The Olympic family of sports has become far more aggressive than pro sports leagues in pursuit of drugs cheats. And with increased resources and tools, fueled by government and fan outrage, they boast some recent successes, including an eight-year ban against American sprinter Justin Gatlin, the 2004 Olympic gold medalist in the 100 meters. Their effort has been bolstered by a new willingness of sports authorities to accept what is called a "non-analytical positive," meaning evidence of doping without the athlete having failed a drug test. Recently, the International Olympic Committee issued a lifetime ban against six Austrian cross-country skiers who competed at last year's Torino Games. Though none of them tested positive for drugs, the expulsion was based on evidence seized in a raid on their Olympic housing quarters.

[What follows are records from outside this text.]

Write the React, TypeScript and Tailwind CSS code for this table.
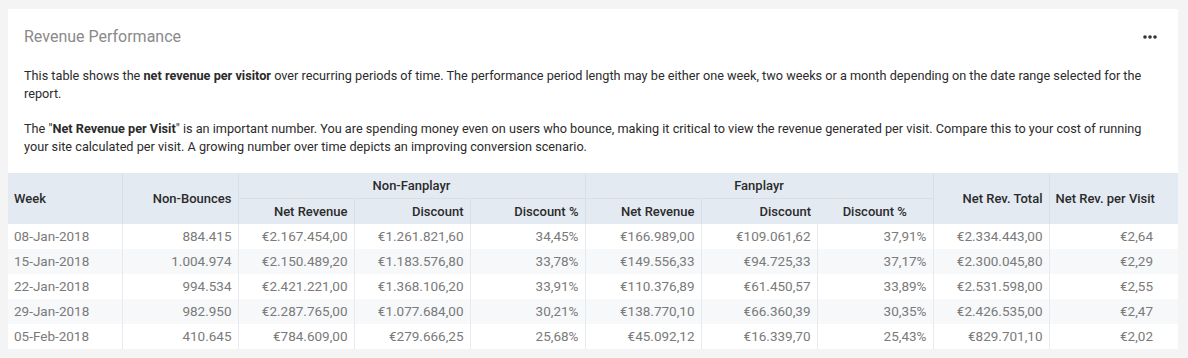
type Row = {
  week: string;
  nonBounces: string;
  nfRevenue: string;
  nfDiscount: string;
  nfPct: string;
  fRevenue: string;
  fDiscount: string;
  fPct: string;
  total: string;
  perVisit: string;
};

const rows: Row[] = [
  { week: '08-Jan-2018', nonBounces: '884.415', nfRevenue: '€2.167.454,00', nfDiscount: '€1.261.821,60', nfPct: '34,45%', fRevenue: '€166.989,00', fDiscount: '€109.061,62', fPct: '37,91%', total: '€2.334.443,00', perVisit: '€2,64' },
  { week: '15-Jan-2018', nonBounces: '1.004.974', nfRevenue: '€2.150.489,20', nfDiscount: '€1.183.576,80', nfPct: '33,78%', fRevenue: '€149.556,33', fDiscount: '€94.725,33', fPct: '37,17%', total: '€2.300.045,80', perVisit: '€2,29' },
  { week: '22-Jan-2018', nonBounces: '994.534', nfRevenue: '€2.421.221,00', nfDiscount: '€1.368.106,20', nfPct: '33,91%', fRevenue: '€110.376,89', fDiscount: '€61.450,57', fPct: '33,89%', total: '€2.531.598,00', perVisit: '€2,55' },
  { week: '29-Jan-2018', nonBounces: '982.950', nfRevenue: '€2.287.765,00', nfDiscount: '€1.077.684,00', nfPct: '30,21%', fRevenue: '€138.770,10', fDiscount: '€66.360,39', fPct: '30,35%', total: '€2.426.535,00', perVisit: '€2,47' },
  { week: '05-Feb-2018', nonBounces: '410.645', nfRevenue: '€784.609,00', nfDiscount: '€279.666,25', nfPct: '25,68%', fRevenue: '€45.092,12', fDiscount: '€16.339,70', fPct: '25,43%', total: '€829.701,10', perVisit: '€2,02' },
];

const th = 'border-l border-[#d9dfe7] px-[6px] text-[13px] font-medium whitespace-nowrap text-[#2b2b2b]';
const td = 'border-l border-[#e6e9ed] px-[6px] text-right';

const Dots = () => (
  <svg width="14" height="4" viewBox="0 0 14 4" className="text-[#333]">
    <circle cx="2" cy="2" r="1.8" fill="currentColor" />
    <circle cx="7" cy="2" r="1.8" fill="currentColor" />
    <circle cx="12" cy="2" r="1.8" fill="currentColor" />
  </svg>
);

export default function App() {
  return (
    <div className="min-h-[358px] bg-[#f4f4f4] px-[8px] pt-[9px] font-['Roboto',sans-serif]">
      <div className="w-[1170px] bg-white">
        <div className="flex items-center justify-between pl-[16px] pr-[21px] pt-[18px]">
          <h2 className="text-[16px] leading-[20px] text-[#8a8a8a]">Revenue Performance</h2>
          <Dots />
        </div>
        <div className="px-[16px] pt-[20px] pb-[17px] text-[12.7px] leading-[18px] text-[#2b2b2b]">
          <p>
            This table shows the <b className="font-bold">net revenue per visitor</b> over recurring periods of time. The performance period length may be either one week, two weeks or a month depending on the date range selected for the report.
          </p>
          <p className="mt-[17px]">
            The "<b className="font-bold">Net Revenue per Visit</b>" is an important number. You are spending money even on users who bounce, making it critical to view the revenue generated per visit. Compare this to your cost of running your site calculated per visit. A growing number over time depicts an improving conversion scenario.
          </p>
        </div>
        <table className="w-[1170px] table-fixed border-collapse text-[13.5px]">
          <colgroup>
            <col className="w-[114px]" />
            <col className="w-[116px]" />
            <col className="w-[116px]" />
            <col className="w-[116px]" />
            <col className="w-[115px]" />
            <col className="w-[116px]" />
            <col className="w-[116px]" />
            <col className="w-[116px]" />
            <col className="w-[116px]" />
            <col className="w-[129px]" />
          </colgroup>
          <thead className="bg-[#e4eaf2]">
            <tr className="h-[25px]">
              <th rowSpan={2} className="px-[6px] text-left text-[13px] font-medium text-[#2b2b2b]">Week</th>
              <th rowSpan={2} className={`${th} text-right`}>Non-Bounces</th>
              <th colSpan={3} className={`${th} border-b text-center`}>Non-Fanplayr</th>
              <th colSpan={3} className={`${th} border-b text-center`}>Fanplayr</th>
              <th rowSpan={2} className={`${th} text-right`}>Net Rev. Total</th>
              <th rowSpan={2} className={`${th} pr-[24px] text-right`}>Net Rev. per Visit</th>
            </tr>
            <tr className="h-[26px]">
              <th className={`${th} text-right`}>Net Revenue</th>
              <th className={`${th} text-right`}>Discount</th>
              <th className={`${th} text-right`}>Discount %</th>
              <th className={`${th} text-right`}>Net Revenue</th>
              <th className={`${th} text-right`}>Discount</th>
              <th className="px-[6px] text-center text-[13px] font-medium text-[#2b2b2b]">Discount %</th>
            </tr>
          </thead>
          <tbody className="text-[#7a7a7a]">
            {rows.map((r, i) => (
              <tr key={r.week} className={i % 2 === 1 ? 'h-[25px] bg-[#f6f8fa]' : 'h-[25px] bg-white'}>
                <td className="px-[6px] text-left">{r.week}</td>
                <td className={td}>{r.nonBounces}</td>
                <td className={td}>{r.nfRevenue}</td>
                <td className={td}>{r.nfDiscount}</td>
                <td className={td}>{r.nfPct}</td>
                <td className={td}>{r.fRevenue}</td>
                <td className={td}>{r.fDiscount}</td>
                <td className={td}>{r.fPct}</td>
                <td className={td}>{r.total}</td>
                <td className={`${td} pr-[25px]`}>{r.perVisit}</td>
              </tr>
            ))}
          </tbody>
        </table>
      </div>
    </div>
  );
}
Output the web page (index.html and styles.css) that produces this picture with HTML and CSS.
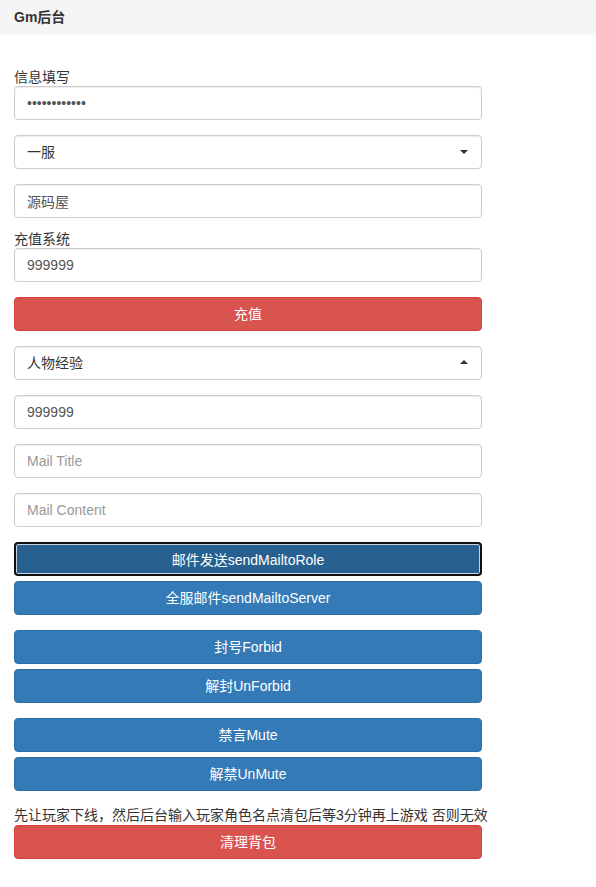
FILE: index.html
```html
<!DOCTYPE html>
<html lang="zh-CN">
<head>
<meta charset="utf-8">
<title>Gm后台</title>
<link rel="stylesheet" href="styles.css">
</head>
<body>
<div class="panel-heading">Gm后台</div>
<div class="panel-body">
  <label class="label first">信息填写</label>
  <input class="form-control" type="password" value="123456789012">
  <div class="select-wrap gap">
    <select class="form-control"><option>一服</option></select>
    <span class="caret down"></span>
  </div>
  <input class="form-control gap" type="text" value="源码屋">

  <label class="label second">充值系统</label>
  <input class="form-control" type="text" value="999999">
  <button class="btn btn-danger gap">充值</button>

  <div class="select-wrap gap">
    <select class="form-control"><option>人物经验</option></select>
    <span class="caret up"></span>
  </div>
  <input class="form-control gap" type="text" value="999999">
  <input class="form-control gap" type="text" placeholder="Mail Title">
  <input class="form-control gap" type="text" placeholder="Mail Content">
  <button class="btn btn-primary btn-focus gap">邮件发送sendMailtoRole</button>
  <button class="btn btn-primary small-gap">全服邮件sendMailtoServer</button>

  <button class="btn btn-primary gap">封号Forbid</button>
  <button class="btn btn-primary small-gap">解封UnForbid</button>

  <button class="btn btn-primary gap">禁言Mute</button>
  <button class="btn btn-primary small-gap">解禁UnMute</button>

  <p class="note">先让玩家下线，然后后台输入玩家角色名点清包后等3分钟再上游戏 否则无效</p>
  <button class="btn btn-danger">清理背包</button>
</div>
</body>
</html>
```

FILE: styles.css
```css
* { box-sizing: border-box; }

body {
  margin: 0;
  background: #fff;
  color: #333;
  font-family: "Liberation Sans", "Noto Sans CJK SC", sans-serif;
  font-size: 14px;
  line-height: 20px;
}

.panel-heading {
  height: 35px;
  line-height: 35px;
  padding: 0 14px;
  background: #f5f5f5;
  font-weight: bold;
  color: #333;
}

.panel-body {
  width: 496px;
  padding: 0 14px;
  display: flex;
  flex-direction: column;
}

.label {
  display: block;
  height: 18px;
  line-height: 18px;
  color: #333;
}
.label.first { margin-top: 33px; }
.label.second { margin-top: 12px; }

.form-control {
  display: block;
  width: 468px;
  height: 34px;
  padding: 6px 12px;
  font-family: inherit;
  font-size: 14px;
  line-height: 20px;
  color: #555;
  background: #fff;
  border: 1px solid #ccc;
  border-radius: 4px;
  box-shadow: inset 0 1px 1px rgba(0,0,0,.075);
  outline: none;
}
.form-control::placeholder { color: #999; }

select.form-control {
  -webkit-appearance: none;
  appearance: none;
  color: #333;
}

.select-wrap {
  position: relative;
  width: 468px;
}
.caret {
  position: absolute;
  right: 14px;
  top: 15px;
  width: 0;
  height: 0;
  border-left: 4px solid transparent;
  border-right: 4px solid transparent;
}
.caret.down { border-top: 4px solid #333; }
.caret.up { border-bottom: 4px solid #333; top: 14px; }

.gap { margin-top: 15px; }
.small-gap { margin-top: 5px; }

.btn {
  display: block;
  width: 468px;
  height: 34px;
  padding: 6px 12px;
  font-family: inherit;
  font-size: 14px;
  line-height: 20px;
  color: #fff;
  text-align: center;
  border: 1px solid transparent;
  border-radius: 4px;
  cursor: pointer;
}
.btn-danger {
  background: #d9534f;
  border-color: #d43f3a;
}
.btn-primary {
  background: #337ab7;
  border-color: #2e6da4;
}
.btn-focus {
  background: #286090;
  border: 2px solid #111;
  box-shadow: inset 0 0 0 1px #c8d3dd;
}

.note {
  margin: 14px 0 0;
  line-height: 20px;
  white-space: nowrap;
  color: #333;
}
```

In order to compete, athletes in Olympic sports are required to agree to this arbitration process, one in which USADA has yet to lose a case. The Landis team has mounted an expansive and expensive three-pronged attack against the charges. The first was Landis's repeated insistence that he did not take any illegal drugs. Denial is a necessary component of any defense, but by itself it is hardly convincing; virtually every athlete who has failed a drug test has initially proclaimed his or her innocence, a claim that seldom stands up. Next, Landis's team has attacked the science itself, using its own analysts to challenge the methods, procedures and conclusions of the French lab that conducted the tests.

Finally, it is also attacking the lab's motives and its credibility, part of what Landis regards as an unethical campaign mounted against him by antidoping authorities. Not only was news of the failed test leaked to the French sports newspaper L'Equipe, in violation of established antidoping procedures, but prominent figures in the movement—most notably, Canada's Dick Pound, chairman of the World Anti-Doping Agency—went public with their judgments long before all the testing procedures were completed, treating the case against Landis as a slam dunk.

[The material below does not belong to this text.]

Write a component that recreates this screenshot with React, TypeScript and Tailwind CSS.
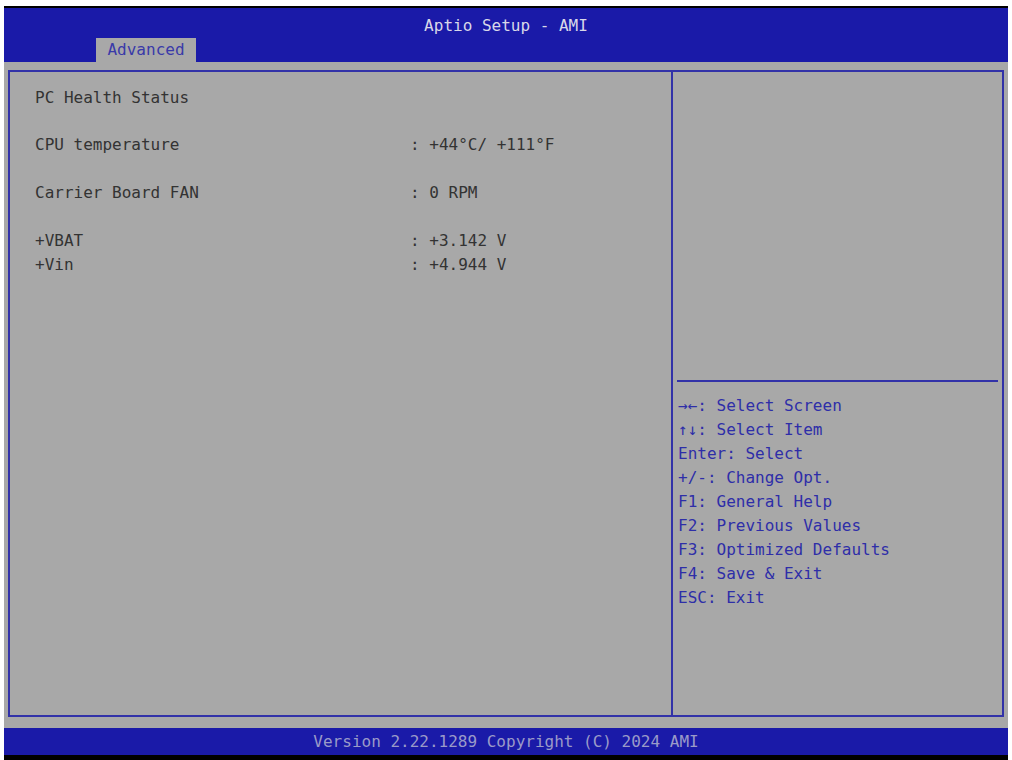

Frankly, it is impossible for any layman, let alone this reporter who long ago failed both "Rocks for Jocks" and "Physics for Poets" in college, to assess the highly technical scientific arguments. But there's no doubt Landis has legitimate grievances about the premature pronouncements that tarnished him publicly before all the evidence was in. While Armstrong has formal no role in these proceedings, his fans recall Lance's own battles against allegations, rumors and innuendos—often stemming from what he saw as an unholy alliance between the French lab and the national sports daily, L'Equipe.

All this has been enough to embarrass the antidoping crusaders, prompting some promise of immediate reforms in procedures and future restraint. But winning the public relations battle is unlikely to be enough to carry the day for Landis. And USADA comes armed, its lead lawyer said during opening arguments, with far more evidence than just that of Landis's single failed drug test. He said retroactive tests conducted on samples collected from Landis during the race revealed that he tested positive for elevated levels of testosterone an additional seven times.

A win for Landis in arbitration would be an even bigger surprise than his triumph in France last summer. For his sport, though, it might be a Pyrrhic victory. Cycling seems to be pedaling its way to extinction. More than 100 riders, including cycling's biggest names, have been linked by authorities to a Spanish doping scandal. Race and team sponsors have been fleeing the sport, and already some prominent races, including the Championship of Zurich that had been held for more than century, have been canceled as a result. Television ratings for cycling, once extremely popular in Europe, have plummeted.

Things are so bleak in cycling that even a Landis victory in arbitration may not have enough impact to reverse the trend. That should stand as a chastening lesson those who are entrusted with the future of any sport. Betray your fan's trust at your own peril. No sport, no matter how popular it is in this moment, is guaranteed immortality. In the age of the instant message, fans can turn on you in a nanosecond—and cycling may discover that they may not ever turn back.